Last modified: October 22, 2019

In some cases, you may have a table with many fields and desire to write a query that selects nearly all of them. In a situation like this, it would be nice to be able to write a query that combines a SELECT all with a shorter list of exclusions.

Unfortunately, since SQL is a declarative language, this cannot be done. When we use SQL, we must specify what we want, not what we do not want. The 2 best viable ways to approach this problem are as follows:

Omit Columns

List out all columns in your query, omit the undesired fields by:

  • Not including
  • Deleting
  • Commenting out

Not including columns or deleting columns you don’t want in your SELECT statement is straightforward. However if you would want to show that you are leaving out certain columns intentionally you can comment them out by using two dashes –

SELECT
	column1,
	--column2,
    column4
FROM
	table_name;

Here we deleted column3 and commented out column 2.

The SQL DESCRIBE statement is useful here to obtain the full list of the fields in a table, especially if there are a great number.

DESCRIBE table_name;

It will produce a table with all column names from the table being described and some other meta information.

Create View

If you will often be querying a table and retrieving most of its columns, then it may make sense to create a view. The view would persist as a “virtual table,” against which SELECT * queries could be run.

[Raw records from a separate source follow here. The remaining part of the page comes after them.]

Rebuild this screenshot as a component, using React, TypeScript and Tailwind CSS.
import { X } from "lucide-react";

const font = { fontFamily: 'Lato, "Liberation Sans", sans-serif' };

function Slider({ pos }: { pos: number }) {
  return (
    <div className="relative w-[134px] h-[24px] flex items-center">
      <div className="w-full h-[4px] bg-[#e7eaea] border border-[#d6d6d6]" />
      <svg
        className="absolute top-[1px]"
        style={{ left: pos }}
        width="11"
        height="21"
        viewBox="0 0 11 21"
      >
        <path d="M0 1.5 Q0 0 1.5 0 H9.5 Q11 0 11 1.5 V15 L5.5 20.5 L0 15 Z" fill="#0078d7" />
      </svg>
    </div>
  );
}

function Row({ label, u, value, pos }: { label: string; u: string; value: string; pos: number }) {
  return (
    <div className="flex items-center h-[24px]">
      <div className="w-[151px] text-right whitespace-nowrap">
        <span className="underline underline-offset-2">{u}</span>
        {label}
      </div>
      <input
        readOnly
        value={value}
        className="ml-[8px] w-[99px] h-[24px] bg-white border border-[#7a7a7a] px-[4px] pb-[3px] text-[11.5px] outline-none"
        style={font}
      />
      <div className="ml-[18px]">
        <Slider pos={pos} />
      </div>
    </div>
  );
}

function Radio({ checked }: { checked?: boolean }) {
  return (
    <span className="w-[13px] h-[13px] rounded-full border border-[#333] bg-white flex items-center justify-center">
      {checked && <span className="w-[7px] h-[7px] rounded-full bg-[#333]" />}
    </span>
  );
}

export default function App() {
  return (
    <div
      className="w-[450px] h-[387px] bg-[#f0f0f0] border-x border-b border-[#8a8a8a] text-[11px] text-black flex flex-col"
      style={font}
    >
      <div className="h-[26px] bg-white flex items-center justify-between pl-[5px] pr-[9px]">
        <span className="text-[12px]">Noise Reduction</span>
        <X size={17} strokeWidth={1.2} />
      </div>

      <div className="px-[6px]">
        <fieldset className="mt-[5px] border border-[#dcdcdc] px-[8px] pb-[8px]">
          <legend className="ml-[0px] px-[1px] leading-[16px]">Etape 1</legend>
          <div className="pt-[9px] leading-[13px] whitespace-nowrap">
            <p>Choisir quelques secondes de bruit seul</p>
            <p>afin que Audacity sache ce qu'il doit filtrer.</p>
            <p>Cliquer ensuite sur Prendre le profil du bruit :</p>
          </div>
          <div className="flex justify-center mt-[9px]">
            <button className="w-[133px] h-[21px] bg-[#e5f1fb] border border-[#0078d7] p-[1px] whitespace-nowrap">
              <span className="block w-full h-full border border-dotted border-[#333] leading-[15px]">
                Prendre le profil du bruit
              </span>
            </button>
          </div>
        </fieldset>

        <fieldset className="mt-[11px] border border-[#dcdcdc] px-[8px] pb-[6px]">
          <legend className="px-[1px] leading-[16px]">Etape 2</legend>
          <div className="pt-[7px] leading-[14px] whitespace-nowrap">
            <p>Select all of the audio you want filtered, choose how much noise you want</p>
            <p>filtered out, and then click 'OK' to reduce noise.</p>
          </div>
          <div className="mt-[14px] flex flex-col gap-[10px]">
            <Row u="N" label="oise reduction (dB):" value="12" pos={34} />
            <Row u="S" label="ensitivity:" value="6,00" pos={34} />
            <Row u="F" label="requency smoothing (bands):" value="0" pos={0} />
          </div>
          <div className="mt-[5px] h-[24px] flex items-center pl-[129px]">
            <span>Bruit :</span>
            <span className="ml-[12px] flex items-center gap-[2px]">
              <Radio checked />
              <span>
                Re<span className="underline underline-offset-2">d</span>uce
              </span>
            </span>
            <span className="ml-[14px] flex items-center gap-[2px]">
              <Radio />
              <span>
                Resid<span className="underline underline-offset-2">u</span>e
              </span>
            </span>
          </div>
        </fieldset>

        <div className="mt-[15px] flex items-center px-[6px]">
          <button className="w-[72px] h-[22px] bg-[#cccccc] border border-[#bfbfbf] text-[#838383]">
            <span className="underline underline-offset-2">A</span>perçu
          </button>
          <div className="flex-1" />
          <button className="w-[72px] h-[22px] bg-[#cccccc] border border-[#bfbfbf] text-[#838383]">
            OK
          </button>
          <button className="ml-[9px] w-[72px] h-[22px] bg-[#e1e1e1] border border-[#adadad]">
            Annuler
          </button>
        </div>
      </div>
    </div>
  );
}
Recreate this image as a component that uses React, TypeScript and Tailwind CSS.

Here is how it would look if we wanted to end up with all of the columns except column2:

CREATE VIEW view_name AS
SELECT
	column1,
	column3,
	column4
FROM table_name;

This view could then be queried using SELECT *

SELECT *
FROM view_name;

In theory this is a very good idea, however as the view definition becomes more extensive and/or complex, there could be a negative performance impact. Since the view is a “virtual table” the data does not reside within the view. Each time a query is made against the view, the view’s definition query against the original database tables must also run. The convenience gained by being able to SELECT * should be weighed against the time and resources needed to support the view.